Correct me if I'm wrong, but I don't think that a fully free cell phone OS is preventing you from being tracked. Even if free software was bug/backdoors free (I'm not sure about it). How do you connect to the network? Through a SIM-card, with an ID, linked to your cell-phone contract. And whatever goes on the broadband/network of your cell phone contract provider is free to read for him. You don't initiate your phone calls with an exchange of GPG keys with your contact, nor do you register your contract with a fake name. The only solution for that is the combination of a prepaid SIM in cash with encrypted VOIP on 3G+.
You can be tracked anywhere there's a communications infrastructure. It is required for things like law enforcement as well as being part of the protocols that run the network. Since basically every country on the planet does this, comparing it to a Stalinist order seems retarded, and I don't think it will ever change.
Better yet, if you are transmitting anything, there's these wonderful devices called "Radio direction finders".

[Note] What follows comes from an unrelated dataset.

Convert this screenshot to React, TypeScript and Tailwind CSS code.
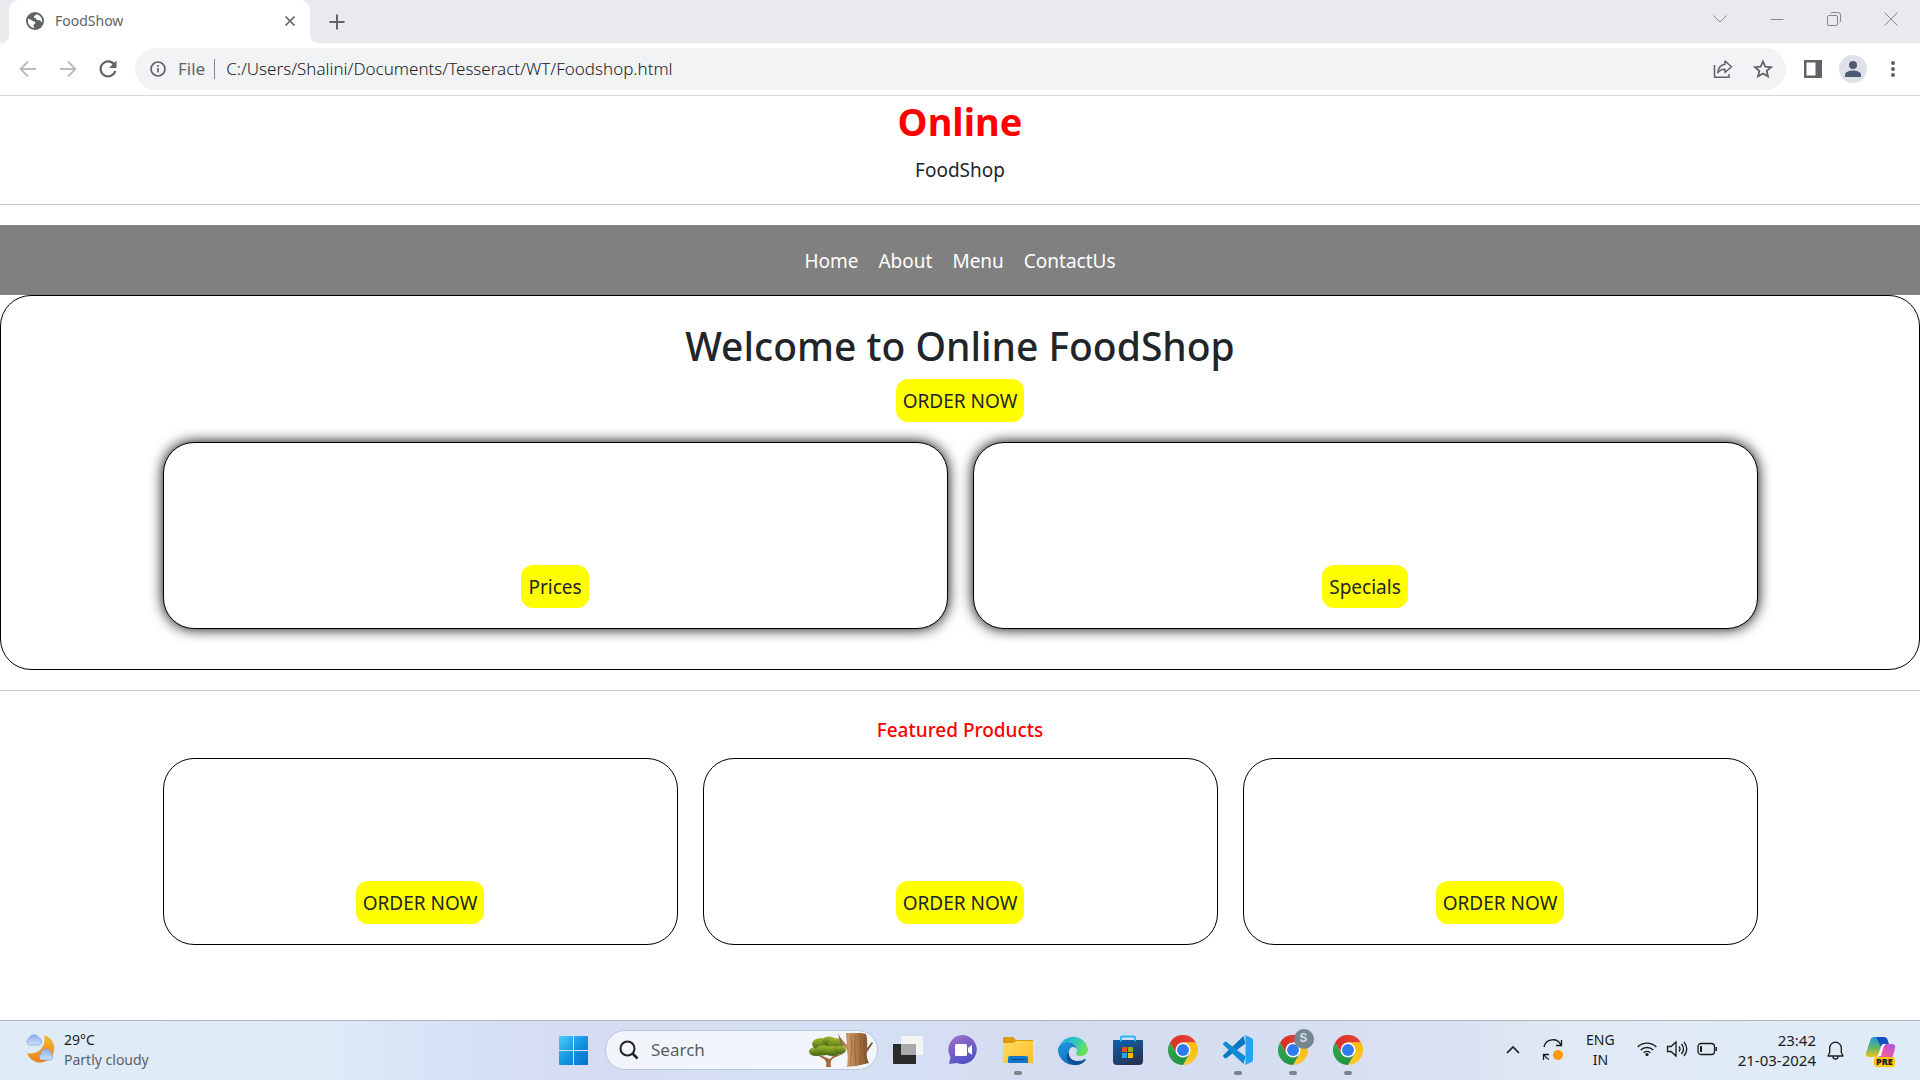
import React from "react";

const strip = "flex items-center";

function Chrome({ id, badge }: { id: string; badge?: boolean }) {
  return (
    <span className="relative block size-[30px]">
      <svg viewBox="0 0 48 48" className="size-[30px]" aria-hidden="true">
        <defs>
          <linearGradient id={id + "r"} x1="0" y1="0" x2="1" y2="0"><stop stopColor="#d93025" /><stop offset="1" stopColor="#ea4335" /></linearGradient>
          <linearGradient id={id + "y"} x1="0" y1="0" x2="0" y2="1"><stop stopColor="#fbbc04" /><stop offset="1" stopColor="#fcc934" /></linearGradient>
          <linearGradient id={id + "g"} x1="0" y1="0" x2="1" y2="1"><stop stopColor="#34a853" /><stop offset="1" stopColor="#1e8e3e" /></linearGradient>
        </defs>
        <path d="M24 12h20.8A24 24 0 0 0 3.2 12l10.4 18z" fill={`url(#${id}r)`} />
        <path d="M34.4 30 24 48a24 24 0 0 0 20.8-36H24z" fill={`url(#${id}y)`} />
        <path d="M13.6 30 3.2 12A24 24 0 0 0 24 48l10.4-18z" fill={`url(#${id}g)`} />
        <circle cx="24" cy="24" r="12" fill="#fff" />
        <circle cx="24" cy="24" r="9.5" fill="#2f7af0" />
      </svg>
      {badge && (
        <span className="absolute -top-1.5 left-4 flex size-5 items-center justify-center rounded-full bg-[#74868f] font-['Liberation_Mono'] text-[13px] font-bold text-[#d5dde2]">S</span>
      )}
    </span>
  );
}

function Task({ label, running, children }: { label: string; running?: boolean; children: React.ReactNode }) {
  return (
    <button type="button" aria-label={label} className="flex w-[55px] flex-col items-center pt-[14px]">
      {children}
      <span className={running ? "mt-1.5 h-1 w-2 rounded-full bg-[#7d828c]" : "mt-1.5 h-1 w-2"} />
    </button>
  );
}

function Pill({ children }: { children: React.ReactNode }) {
  return (
    <a href="#order" className="inline-block rounded-xl bg-[#ffff00] px-[7px] pt-[7px] pb-[5px] text-[19px] leading-[31px] text-[#212529]">
      {children}
    </a>
  );
}

function BrowserBar() {
  return (
    <header className="border-b border-[#d5d7da] bg-white font-['Noto_Sans',sans-serif]">
      <div className="flex h-[43px] bg-[#e8eaed]">
        <div className="w-[9px] bg-white"><div className="h-full rounded-br-lg bg-[#e8eaed]" /></div>
        <div className={`${strip} w-[301px] rounded-t-[10px] bg-white pr-[14px] pb-[2px] pl-[17px]`}>
          <svg viewBox="0 0 24 24" className="size-[18px]" aria-hidden="true">
            <circle cx="12" cy="12" r="12" fill="#5f6368" />
            <path d="M3 9c3 .3 4 2 6.500 3.200 1.500.700 3 .500 3 2 0 1.700-2.500 1.600-2.500 3.300 0 1.500.800 2.300.800 4A9.800 9.800 0 0 1 3 9zM14 3c-.500 1.800-3.500 1.500-3.500 3.500 0 1.700 3 .800 3 2.600S16 11 18 11c1.700 0 1.500 2.500 3.500 2.500A9.600 9.600 0 0 0 14 3z" fill="#fff" />
          </svg>
          <span className="ml-[11px] flex-1 text-sm text-[#5f6368]">FoodShow</span>
          <button type="button" aria-label="Close tab">
            <svg viewBox="0 0 12 12" className="size-3" stroke="#5f6368" strokeWidth="1.700"><path d="M1.500 1.500l9 9M10.500 1.500l-9 9" /></svg>
          </button>
        </div>
        <div className="w-[9px] bg-white"><div className="h-full rounded-bl-lg bg-[#e8eaed]" /></div>
        <button type="button" aria-label="New tab" className="ml-[10px]">
          <svg viewBox="0 0 16 16" className="size-4" stroke="#5f6368" strokeWidth="2"><path d="M8 .500v15M.500 8h15" /></svg>
        </button>
        <div className="ml-auto flex items-center gap-[43px] pr-[22px] pb-[6px]">
          <button type="button" aria-label="Search tabs"><svg viewBox="0 0 14 14" className="size-[14px]" fill="none" stroke="#85878b"><path d="M.500 3.500 7 10l6.500-6.500" /></svg></button>
          <button type="button" aria-label="Minimize"><svg viewBox="0 0 14 14" className="size-[14px]" fill="none" stroke="#85878b"><path d="M.500 7.500h13" /></svg></button>
          <button type="button" aria-label="Restore"><svg viewBox="0 0 14 14" className="size-[14px]" fill="none" stroke="#85878b"><rect x=".500" y="3.500" width="10" height="10" rx="1.500" /><path d="M3.500 1.500q.500-1 1.500-1h6q2.500 0 2.500 2.500v6q0 1-1 1.500" /></svg></button>
          <button type="button" aria-label="Close"><svg viewBox="0 0 14 14" className="size-[14px]" fill="none" stroke="#85878b"><path d="M.500.500l13 13M13.500.500l-13 13" /></svg></button>
        </div>
      </div>
      <div className={`${strip} h-[52px] pr-[25px] pl-[19px]`}>
        <button type="button" aria-label="Back"><svg viewBox="0 0 18 18" className="size-[18px]" fill="none" stroke="#b9bbbe" strokeWidth="1.800"><path d="M17 9H2M9 1.500 1.500 9 9 16.500" /></svg></button>
        <button type="button" aria-label="Forward" className="ml-[22px]"><svg viewBox="0 0 18 18" className="size-[18px]" fill="none" stroke="#b9bbbe" strokeWidth="1.800"><path d="M1 9h15M9 1.500 16.500 9 9 16.500" /></svg></button>
        <button type="button" aria-label="Reload" className="ml-[22px]"><svg viewBox="0 0 18 18" className="size-[18px]" fill="none" stroke="#5f6368" strokeWidth="2.200"><path d="M15.200 4.500A7.500 7.500 0 1 0 16.300 11" /><path d="M17.500.500v7.500H10z" fill="#5f6368" stroke="none" /></svg></button>
        <div className={`${strip} ml-[18px] h-[42px] flex-1 rounded-full bg-[#f1f3f4] pr-[13px] pl-[15px]`}>
          <svg viewBox="0 0 16 16" className="size-4 shrink-0" fill="none" stroke="#5f6368" strokeWidth="1.700"><circle cx="8" cy="8" r="7" /><path d="M8 7v4.500M8 4v1.700" /></svg>
          <span className="ml-[12px] text-[17px] text-[#5f6368]">File</span>
          <span className="ml-[9px] h-5 w-px bg-[#80868b]" />
          <input aria-label="Address" defaultValue="C:/Users/Shalini/Documents/Tesseract/WT/Foodshop.html" className="ml-[11px] min-w-0 flex-1 bg-transparent text-[17px] font-light text-[#202124] outline-none" />
          <button type="button" aria-label="Share"><svg viewBox="0 0 20 20" className="size-5" fill="none" stroke="#5f6368" strokeWidth="1.500"><path d="M1.500 6v12.200H16V15" /><path d="M12 2l6.500 5.700L12 13.500v-3.300c-3.500 0-5.500 1-7.200 3.600C5.200 9.500 7.500 6 12 5.300z" strokeLinejoin="round" /></svg></button>
          <button type="button" aria-label="Bookmark" className="ml-[20px]"><svg viewBox="0 0 20 20" className="size-5" fill="none" stroke="#5f6368" strokeWidth="1.800"><path d="M10 2.500l2.300 5.200 5.700.500-4.300 3.700 1.300 5.600-5-3-5 3 1.300-5.600L2 8.200l5.700-.500z" /></svg></button>
        </div>
        <button type="button" aria-label="Side panel" className="ml-[18px]"><svg viewBox="0 0 18 18" className="size-[18px]"><path fill="#5f6368" fillRule="evenodd" d="M0 0h18v18H0zM2.500 2.500v13h9v-13z" /></svg></button>
        <button type="button" aria-label="Profile" className="ml-[17px] flex size-7 items-center justify-center rounded-full bg-[#dfe1e6]"><svg viewBox="0 0 16 16" className="size-4" fill="#4c5b73"><circle cx="8" cy="4" r="4" /><path d="M0 16v-2c0-3 4-4.500 8-4.500s8 1.500 8 4.500v2z" /></svg></button>
        <button type="button" aria-label="More" className="ml-[24px]"><svg viewBox="0 0 4 18" className="h-[18px] w-1" fill="#5f6368"><circle cx="2" cy="3" r="2" /><circle cx="2" cy="9" r="2" /><circle cx="2" cy="15" r="2" /></svg></button>
      </div>
    </header>
  );
}

function Shop() {
  return (
    <main className="flex-1 bg-white text-center text-[19px] text-[#212529]">
      <h1 className="pt-px text-[38px] leading-[48px] font-bold text-[#ff0000]">Online</h1>
      <p className="mt-[10px] leading-[30px]">FoodShop</p>
      <hr className="mt-[19px] border-[#c8c9ca]" />
      <nav className="mt-5 flex h-[70px] items-center justify-center gap-5 bg-[#808080] pt-[2px] text-white">
        <a href="#home">Home</a>
        <a href="#about">About</a>
        <a href="#menu">Menu</a>
        <a href="#contact">ContactUs</a>
      </nav>
      <section className="rounded-[31px] border border-black px-5 pt-[26px] pb-10">
        <h2 className="text-[39px] leading-[48px] font-medium">Welcome to Online FoodShop</h2>
        <div className="mt-[9px] flex justify-center"><Pill>ORDER NOW</Pill></div>
        <div className="mx-auto mt-5 grid max-w-[1595px] grid-cols-2 gap-[25px]">
          {["Prices", "Specials"].map((t) => (
            <article key={t} className="flex h-[187px] items-end justify-center rounded-[31px] border border-black bg-white pb-5 shadow-[0_0_14px_#000]">
              <Pill>{t}</Pill>
            </article>
          ))}
        </div>
      </section>
      <hr className="mt-5 border-[#c8c9ca]" />
      <section className="px-5 pt-[24px]">
        <h3 className="text-[19px] leading-[30px] font-medium text-[#ff0000]">Featured Products</h3>
        <div className="mx-auto mt-[13px] grid max-w-[1595px] grid-cols-3 gap-[25px]">
          {[1, 2, 3].map((n) => (
            <article key={n} className="flex h-[187px] items-end justify-center rounded-[31px] border border-black pb-5">
              <Pill>ORDER NOW</Pill>
            </article>
          ))}
        </div>
      </section>
    </main>
  );
}

function Tree() {
  return (
    <svg viewBox="0 0 64 34" className="h-[34px] w-16 shrink-0" aria-hidden="true">
      <defs>
        <linearGradient id="bark"><stop stopColor="#8a5a38" /><stop offset=".3" stopColor="#c99768" /><stop offset=".6" stopColor="#a8703f" /><stop offset="1" stopColor="#70442a" /></linearGradient>
        <linearGradient id="leaf" x1="0" y1="0" x2="0" y2="1"><stop stopColor="#a4b932" /><stop offset="1" stopColor="#3e6411" /></linearGradient>
      </defs>
      <path d="M17 34c1-5 0-7-4-9l-5-3 1-1 9 4 3 1 4-4 9-1-7 3c-5 2-6 4-5 10z" fill="#a5683c" />
      <ellipse cx="7" cy="18.500" rx="7" ry="4.500" fill="url(#leaf)" />
      <ellipse cx="12" cy="11" rx="9" ry="6" fill="url(#leaf)" />
      <ellipse cx="20" cy="8" rx="7" ry="4.500" fill="url(#leaf)" />
      <ellipse cx="27" cy="11" rx="8" ry="6" fill="url(#leaf)" />
      <ellipse cx="14" cy="17.500" rx="8" ry="5" fill="url(#leaf)" />
      <ellipse cx="23" cy="18" rx="9" ry="5" fill="url(#leaf)" />
      <ellipse cx="31" cy="17" rx="6" ry="4" fill="url(#leaf)" />
      <path d="M38 34c1-7 1-12 0-17l-7-8-2-9 2 4 3 4 4 4-1-12q10-1.500 20 1c2 7 1 11 1 14l5-6 1 1-6 9c-1 5 1 9 2 11q-10 3-22 4z" fill="url(#bark)" />
      <path d="M42 2q2 15-1 30M46 2q-1 14 1 31M51 3q2 14 0 29M55 4q-1 14 2 26" fill="none" stroke="#6c4025" strokeWidth=".8" opacity=".5" />
    </svg>
  );
}

function Taskbar() {
  return (
    <footer className="grid h-[60px] grid-cols-[1fr_auto_1fr] border-t border-[#aeb4c2] bg-[linear-gradient(90deg,#dfebf5_0%,#deeaf6_17%,#d5e1f7_24%,#d6dcf1_30%,#d4e0f5_43%,#d6dcef_55%,#d5def1_66%,#dce1f1_76%,#dfeaf5_82%,#dfebf6_100%)] font-['Noto_Sans',sans-serif] text-sm leading-5 text-[#1b1b1b]">
      <button type="button" className="flex items-start justify-self-start pt-[9px] pl-[24px] text-left">
        <svg viewBox="0 0 32 32" className="mt-px size-8" aria-hidden="true">
          <defs>
            <linearGradient id="moon" x1="0" y1="0" x2="0" y2="1"><stop stopColor="#f5bb30" /><stop offset="1" stopColor="#ef7d18" /></linearGradient>
            <linearGradient id="cloud" x1="0" y1="0" x2="0" y2="1"><stop stopColor="#8cb0ed" /><stop offset="1" stopColor="#cddffb" /></linearGradient>
          </defs>
          <path d="M20 4a14 14 0 1 1-17 18c10 3 20-6 17-18z" fill="url(#moon)" />
          <path d="M5 14a4 4 0 0 1 0-7 5.500 5.500 0 0 1 10 0 3.600 3.600 0 0 1 0 7z" fill="url(#cloud)" stroke="#7fa4e6" strokeWidth=".7" />
          <path d="M17 29a3.500 3.500 0 0 1 0-6 5 5 0 0 1 10 0 3.300 3.300 0 0 1 0 6z" fill="url(#cloud)" stroke="#7fa4e6" strokeWidth=".7" />
        </svg>
        <span className="ml-2">29°C<span className="block text-[#5b6068]">Partly cloudy</span></span>
      </button>
      <div className="flex items-start pl-[14px]">
        <button type="button" aria-label="Start" className="pt-[15px]">
          <svg viewBox="0 0 29 29" className="size-[29px]"><defs><linearGradient id="win" x1="0" y1="0" x2="1" y2="1"><stop stopColor="#4ccdfc" /><stop offset=".5" stopColor="#1495e0" /><stop offset="1" stopColor="#0470cb" /></linearGradient></defs><path fill="url(#win)" d="M1 0h13v14H0V1q0-1 1-1zM15 0h13q1 0 1 1v13H15zM0 15h14v14H1q-1 0-1-1zM15 15h14v13q0 1-1 1H15z" /></svg>
        </button>
        <label className={`${strip} mt-[9px] ml-[17px] h-[40px] w-[273px] rounded-full border border-[#bcc6dd] bg-[#f2f5fc] pr-1 pl-[13px]`}>
          <svg viewBox="0 0 20 20" className="size-5 shrink-0" fill="none" stroke="#222" strokeWidth="2"><circle cx="8.500" cy="8.500" r="7" /><path d="M13.500 13.500l5 5" strokeWidth="2.500" /></svg>
          <input aria-label="Search" placeholder="Search" className="ml-[12px] min-w-0 flex-1 bg-transparent text-[17px] placeholder:text-[#5a5d63] outline-none" />
          <Tree />
        </label>
        <div className="flex pl-[2px]">
          <Task label="Task view">
            <svg viewBox="0 0 30 30" className="size-[30px]"><path d="M0 9h23v20H1q-1 0-1-1z" fill="#2b2b2b" /><path d="M8 1h22v19H8z" fill="#f4f4f4" /><path d="M8 9h15v11H8z" fill="#a9a9ab" /></svg>
          </Task>
          <Task label="Chat">
            <svg viewBox="0 0 30 30" className="size-[30px]"><defs><linearGradient id="chat" x1="0" y1="0" x2=".5" y2="1"><stop stopColor="#a573c8" /><stop offset="1" stopColor="#4f52c6" /></linearGradient></defs><path d="M15 0a14.500 14.500 0 1 1-6 28L1 29l1.500-7A14.500 14.500 0 0 1 15 0z" fill="url(#chat)" /><rect x="7" y="9" width="12" height="12" rx="1.500" fill="#fff" /><path d="M20 13l4-3v10l-4-3z" fill="#fff" /></svg>
          </Task>
          <Task label="File Explorer" running>
            <svg viewBox="0 0 30 30" className="size-[30px]"><defs><linearGradient id="fold" x1="0" y1="0" x2="1" y2="1"><stop stopColor="#ffdc5e" /><stop offset="1" stopColor="#fbbd2c" /></linearGradient></defs><path d="M0 3q0-1 1-1h9l3 3h17v3H0z" fill="#dc9b06" /><path d="M0 8h10l3-2h17v22H0z" fill="url(#fold)" /><path d="M5 28v-5q0-2 2-2h16q2 0 2 2v5z" fill="#1277cb" /><path d="M8 24.500h14" stroke="#0a4d90" strokeWidth="1.200" /></svg>
          </Task>
          <Task label="Edge">
            <svg viewBox="0 0 30 30" className="size-[30px]"><defs><linearGradient id="e1" x1="0" y1="0" x2="1" y2=".5"><stop stopColor="#1a9fe0" /><stop offset=".5" stopColor="#2fc6c7" /><stop offset="1" stopColor="#66e05a" /></linearGradient><linearGradient id="e2" x1="0" y1="0" x2=".7" y2="1"><stop stopColor="#1d9de0" /><stop offset="1" stopColor="#1568bd" /></linearGradient></defs><path d="M1 12A15 15 0 0 1 30 14c0 4-3 7-7 7-3 0-5-1-5-2s1-1.500 1-4c0-5-5-8-10-8-4 0-7 2-8 5z" fill="url(#e1)" /><path d="M0 15C0 10 5 7 9.500 7 15 7 19 11 19 15c0-2-2-3-4-3-3 0-5 4-4 8 1 5 6 8 11 8A15 15 0 0 1 0 15z" fill="url(#e2)" /><path d="M11 17c-1 6 4 9 9 9 3 0 5-1 7-2 1 0 1 .500.500 1.200C24 30 18 31 14 29.500 8 27 7 20 11 17z" fill="#104f98" /></svg>
          </Task>
          <Task label="Store">
            <svg viewBox="0 0 30 30" className="size-[30px]"><defs><linearGradient id="st" x1="0" y1="0" x2=".5" y2="1"><stop stopColor="#0f62b0" /><stop offset="1" stopColor="#263458" /></linearGradient></defs><path d="M0 6q0-1 1-1h28q1 0 1 1v20q0 4-4 4H4q-4 0-4-4z" fill="url(#st)" /><path d="M8 6.500V2.500q0-1 1-1h12q1 0 1 1v4" fill="none" stroke="#24b7f3" strokeWidth="1.800" /><path d="M9 12h5v5H9z" fill="#f25022" /><path d="M15 12h5v5h-5z" fill="#7fba00" /><path d="M9 18h5v5H9z" fill="#20a9f0" /><path d="M15 18h5v5h-5z" fill="#ffb900" /></svg>
          </Task>
          <Task label="Chrome"><Chrome id="a" /></Task>
          <Task label="Visual Studio Code" running>
            <svg viewBox="0 0 30 30" className="size-[30px]"><path d="M0 20.500 20.500 1l2 7.500L3.500 23q-1 .8-1.800 0L.3 21.700z" fill="#0a78bf" /><path d="M0 9.500 20.500 29l2-7.500L3.500 7q-1-.8-1.800 0L.3 8.300z" fill="#0c8bd5" /><path d="M20.500.800q1-1 2.300-.500L29 3.300q1 .500 1 1.500v20.400q0 1-1 1.500l-6.200 3q-1.300.500-2.300-.500 2 1.500 2-1V1.800q0-2.300-2-1z" fill="#25a4f0" /></svg>
          </Task>
          <Task label="Chrome, S profile" running><Chrome id="b" badge /></Task>
          <Task label="Chrome window" running><Chrome id="c" /></Task>
        </div>
      </div>
      <div className="flex items-start justify-self-end pt-[9px] pr-[24px]">
        <button type="button" aria-label="Hidden icons" className="mt-4"><svg viewBox="0 0 14 8" className="h-2 w-[14px]" fill="none" stroke="#1b1b1b" strokeWidth="1.700"><path d="M1 7l6-6 6 6" /></svg></button>
        <svg viewBox="0 0 22 22" className="mt-[9px] ml-[22px] size-[22px]" fill="none" stroke="#1b1b1b" strokeWidth="1.300" aria-hidden="true"><path d="M2 8a9 9 0 0 1 17-2M19.500 1v5.500H14M7 20.500A10 10 0 0 1 2 15.500M1.500 21v-5.500H7" /><circle cx="16" cy="16" r="5" fill="#ff9800" stroke="none" /></svg>
        <button type="button" className="ml-[22px] text-center">ENG<br />IN</button>
        <button type="button" aria-label="Quick settings" className="mt-[10px] ml-[22px] flex gap-[9px]">
          <svg viewBox="0 0 20 18" className="h-[18px] w-5" fill="none" stroke="#1b1b1b" strokeWidth="1.400"><path d="M.700 7a13 13 0 0 1 18.600 0M3.700 10a9 9 0 0 1 12.600 0M6.600 12.800a5 5 0 0 1 6.800 0" /><circle cx="10" cy="14.500" r="1.600" fill="#1b1b1b" stroke="none" /></svg>
          <svg viewBox="0 0 22 18" className="h-[18px] w-[22px]" fill="none" stroke="#1b1b1b" strokeWidth="1.300"><path d="M1.500 6.500H5l5-4.500v14l-5-4.500H1.500zM13 6.500q2 2.500 0 5M15.500 4q4 5 0 10M18 2q5.500 7 0 14" /></svg>
          <svg viewBox="0 0 21 14" className="mt-0.5 h-[14px] w-[21px]" fill="none" stroke="#1b1b1b" strokeWidth="1.300"><rect x="1" y="1.500" width="16.500" height="11" rx="3" /><path d="M3 4h2v6H3zM18.500 5h1.500v4h-1.500z" fill="#1b1b1b" stroke="none" /></svg>
        </button>
        <time className="ml-[20px] text-right text-[15px]">23:42<br />21-03-2024</time>
        <button type="button" aria-label="Notifications" className="mt-[11px] ml-[11px]"><svg viewBox="0 0 17 19" className="h-[19px] w-[17px]" fill="none" stroke="#1b1b1b" strokeWidth="1.300"><path d="M1 15l1.700-3.500V7a5.800 5.800 0 0 1 11.600 0v4.500L16 15zM6 15.500a2.500 2.500 0 0 0 5 0" strokeLinejoin="round" /></svg></button>
        <button type="button" aria-label="Copilot" className="relative mt-[7px] ml-[22px] size-[30px]">
          <svg viewBox="0 0 30 30" className="size-[30px]"><defs><linearGradient id="c1" x1="0" y1="0" x2="0" y2="1"><stop stopColor="#1e9be8" /><stop offset=".5" stopColor="#56b66b" /><stop offset="1" stopColor="#f3c416" /></linearGradient><linearGradient id="c2" x1="1" y1="0" x2="0" y2="1"><stop stopColor="#a855e8" /><stop offset=".6" stopColor="#ee5ca0" /><stop offset="1" stopColor="#fb8a5a" /></linearGradient></defs><path d="M8 0h12q-3 1-4 5l-3 11q-1 4-4 4H3q-4 0-3-4L4 4q1-4 4-4z" fill="url(#c1)" /><path d="M10 0h8q3 0 4 4l1 3h-4q-3 0-4 3z" fill="#1650c4" /><path d="M17 7h9q4 0 3 4l-2 8q-1 4-5 4H9q3 0 4-4l2-8q1-4 2-4z" fill="url(#c2)" /><path d="M17 7h3q-2 1-3 4l-2 8H12l3-8q1-4 2-4z" fill="#fff" /></svg>
          <span className="absolute top-5 left-2 rounded-[3px] bg-[#ffc70a] px-0.5 text-[9px] leading-[10px] font-black">PRE</span>
        </button>
      </div>
    </footer>
  );
}

export default function App() {
  return (
    <div className="flex min-h-screen flex-col bg-white font-['Noto_Sans',sans-serif]">
      <BrowserBar />
      <Shop />
      <Taskbar />
    </div>
  );
}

We dont need to know how GSM is transmitted, or what encryption schemes they're using. If you are outputting a signal, you can be found. Hell, there's competitions for RDF.
Now, just not carrying a cell phone is a good idea on not being tracked. Next best is taking the battery out of the phone. "Off" does not mean off, even in airplane mode. Some GSM frames are still transmitted, as per what my fellow ham geeks have told me (I'm one as well).